Notably, from the help text for the Access Path Recovery (RECOVER)
keyword for the Create Physical File (CRTPF), "While the access path is
being rebuilt, the file cannot be used by any job."; more appropriately,
the keyed access *open* of the *member* of the file can not be performed
by any *other* [thread or] job than the job performing the rebuild.
From the details in the remainder of the topic, in which I further
comment inline, I infer that is why the open did not transpire in a
second\the-failing job.
I had two occurrences last night.
Both were following RSTLIBBRM(s) of test environment.
One job 811697 opened the same file 63 seconds earlier with no
issue.
According to the message details, the first job, 811697, which was
successful, was the lock holder.
Checking the joblog for the first job, 811697, I see it took 4
minutes, 32 seconds for the program to open its 4 files.
Normally this is 1 second.
Date sent . . . : 03/23/16 Time sent . . . : 02:29:56
Date sent . . . : 03/23/16 Time sent . . . : 02:34:28
I'm thinking it could be related to an access path being rebuilt
following the RSTLIBBRM.
What is puzzling is I don't see a CPF3145 Access path built for
member for the file in question.
I do see many other CPF3145.
The other msgs CPF3145 were seen where? In the joblog of the
restore, in QSYSOPR, or in QHST via DSPLOG?
Presumably, the job 811697 that opened the member first, effected the
AccPth rebuild activity. I expect possibly that the msg CPF3145
T/QSYSOPR is not an expected effect; perhaps that the message is sent,
but only T/QHST. Either way, I am confident the message is not sent to
the joblog of the opener. The CPF3145 messages seen, I suspect likely
were sent from a QDBSRV## runpty-52 job, and were sent To *SYSOPR, for
which an implicit copy also would have been sent To QHST. And depending
on the outcome for the opener, the msg CPF3146 may have been the effect
instead; albeit unlikely, as the program as opener; i.e. the first job
likely would have failed also, but with a different open error.?
Anyhow, the presumed-successful opener of the member [with the keyed
access open method] apparently won the race to effect the rebuild; in a
race first against the Database Server jobs, to which the rebuild-work I
expect would have been added asynchronously via an event as a side
effect of the restore\load-data recognizing the need to rebuild, and
then eventually that rebuild expected to be started as work pulled from
a queue [that is the expected effect for a known-to-be required rebuild,
for which Edit Rebuild Of Access Paths (EDTRBDAP) is the UI for
showing\managing the enqueued work] and a race against the failing job
that was also attempting to open the member.
The TRACE file in question only has 1 access path.
The file is quite large.
Member List
… Creation Last Change Deleted
Member Size … Date Date Time Records Records
TRACE 7329742848 … 02/05/05 03/23/16 08:33:24 5246938 18248817
Hmm.

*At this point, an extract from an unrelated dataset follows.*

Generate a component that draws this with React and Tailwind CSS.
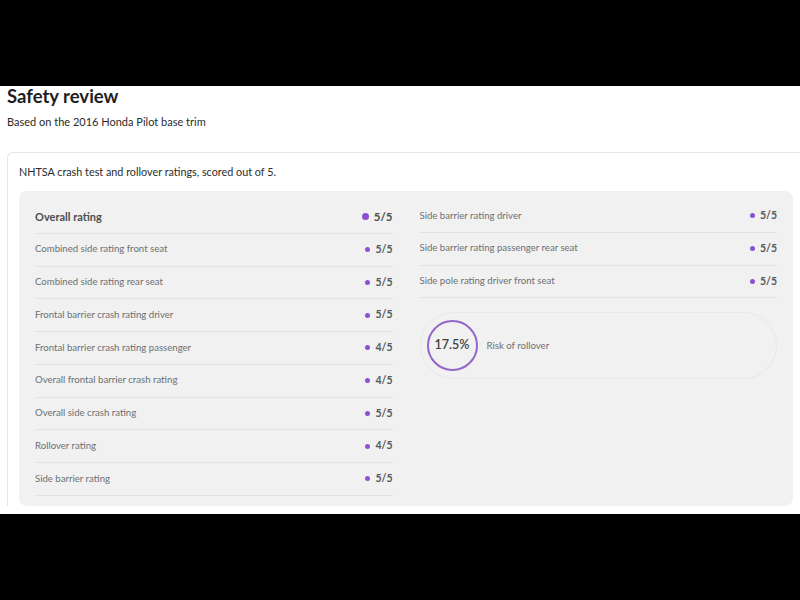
import React from 'react';

const leftRows = [
  ['Combined side rating front seat', '5/5'],
  ['Combined side rating rear seat', '5/5'],
  ['Frontal barrier crash rating driver', '5/5'],
  ['Frontal barrier crash rating passenger', '4/5'],
  ['Overall frontal barrier crash rating', '4/5'],
  ['Overall side crash rating', '5/5'],
  ['Rollover rating', '4/5'],
  ['Side barrier rating', '5/5'],
];

const rightRows = [
  ['Side barrier rating driver', '5/5'],
  ['Side barrier rating passenger rear seat', '5/5'],
  ['Side pole rating driver front seat', '5/5'],
];

const Row = ({ label, value, strong }) => (
  <div className="flex h-[32.75px] items-center justify-between border-b border-[#e2e3e2]">
    <span className={strong ? 'text-[11px] font-bold text-[#4b4e51]' : 'text-[9.6px] text-[#6d7073]'}>{label}</span>
    <span className="flex items-center gap-[5px]">
      <span className={strong ? 'h-[7px] w-[7px] rounded-full bg-[#8a52cf]' : 'h-[5px] w-[5px] rounded-full bg-[#8a52cf]'} />
      <span className={strong ? 'text-[11.5px] font-bold text-[#4b4e51]' : 'text-[10.5px] font-bold text-[#55585b]'}>{value}</span>
    </span>
  </div>
);

export default function App() {
  return (
    <div className="flex h-[600px] w-[800px] flex-col bg-black" style={{ fontFamily: 'Lato, "Noto Sans", sans-serif' }}>
      <div className="h-[86px]" />
      <div className="h-[428px] overflow-hidden bg-white pl-[7px]">
        <h1 className="text-[18.5px] font-bold leading-[20px] text-[#1d1d1f]">Safety review</h1>
        <p className="mt-[9px] text-[11px] leading-[14px] text-[#2b2b2b]">Based on the 2016 Honda Pilot base trim</p>
        <div className="mt-[23px] rounded-tl-[6px] border border-r-0 border-b-0 border-[#e5e6e5] pl-[11px] pr-[7px] pt-[12px]">
          <p className="text-[10.8px] leading-[14px] text-[#2b2b2b]">NHTSA crash test and rollover ratings, scored out of 5.</p>
          <div className="mt-[12px] grid grid-cols-2 gap-x-[27px] rounded-[8px] bg-[#f0f1f0] px-[16px] pb-[10px] pt-[9px]">
            <div className="pt-[1px]">
              <Row label="Overall rating" value="5/5" strong />
              {leftRows.map(([l, v]) => (
                <Row key={l} label={l} value={v} />
              ))}
            </div>
            <div>
              {rightRows.map(([l, v]) => (
                <Row key={l} label={l} value={v} />
              ))}
              <div className="mt-[14px] flex h-[67px] items-center gap-[9px] rounded-full border border-[#e6e7e6] pl-[6px] pr-[8px]">
                <div className="flex h-[51px] w-[51px] items-center justify-center rounded-full border-2 border-[#9466c9]">
                  <span className="text-[12.5px] font-semibold text-[#3d4043]">17.5%</span>
                </div>
                <span className="text-[9.6px] text-[#6d7073]">Risk of rollover</span>
              </div>
            </div>
          </div>
        </div>
      </div>
    </div>
  );
}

A physical file [member] rather than a logical file. The
Access Paths of a physical file are saved [unless invalid] and restored
irrespective the Save Access Paths (ACCPTH) specification on the save,
so that the access path is apparently being rebuilt seems problematic;
seems the saved file must have an invalid access path. As an LF Member
(LFM), the Change Logical File (CHGLF) has a Force Rebuild Of Access
Path (FRCRBDAP) parameter that could assist, but for a PF Member the
options are to ALTER [or Change Physical File (CHGPF) with Source File
(SRCFILE) other than *NONE] or Reorganize Physical File Member (RGZPFM)
using Allow Cancel (ALWCANCEL) of *NO and Rebuild Access Paths
(RBDACCPTH) of *YES [i.e. offline reorg].
If there is no CPF3145, perhaps the oddity\rarity of a physical
access path is something that went unnoticed, as not transpiring; is
perhaps, only functional for logical access paths.?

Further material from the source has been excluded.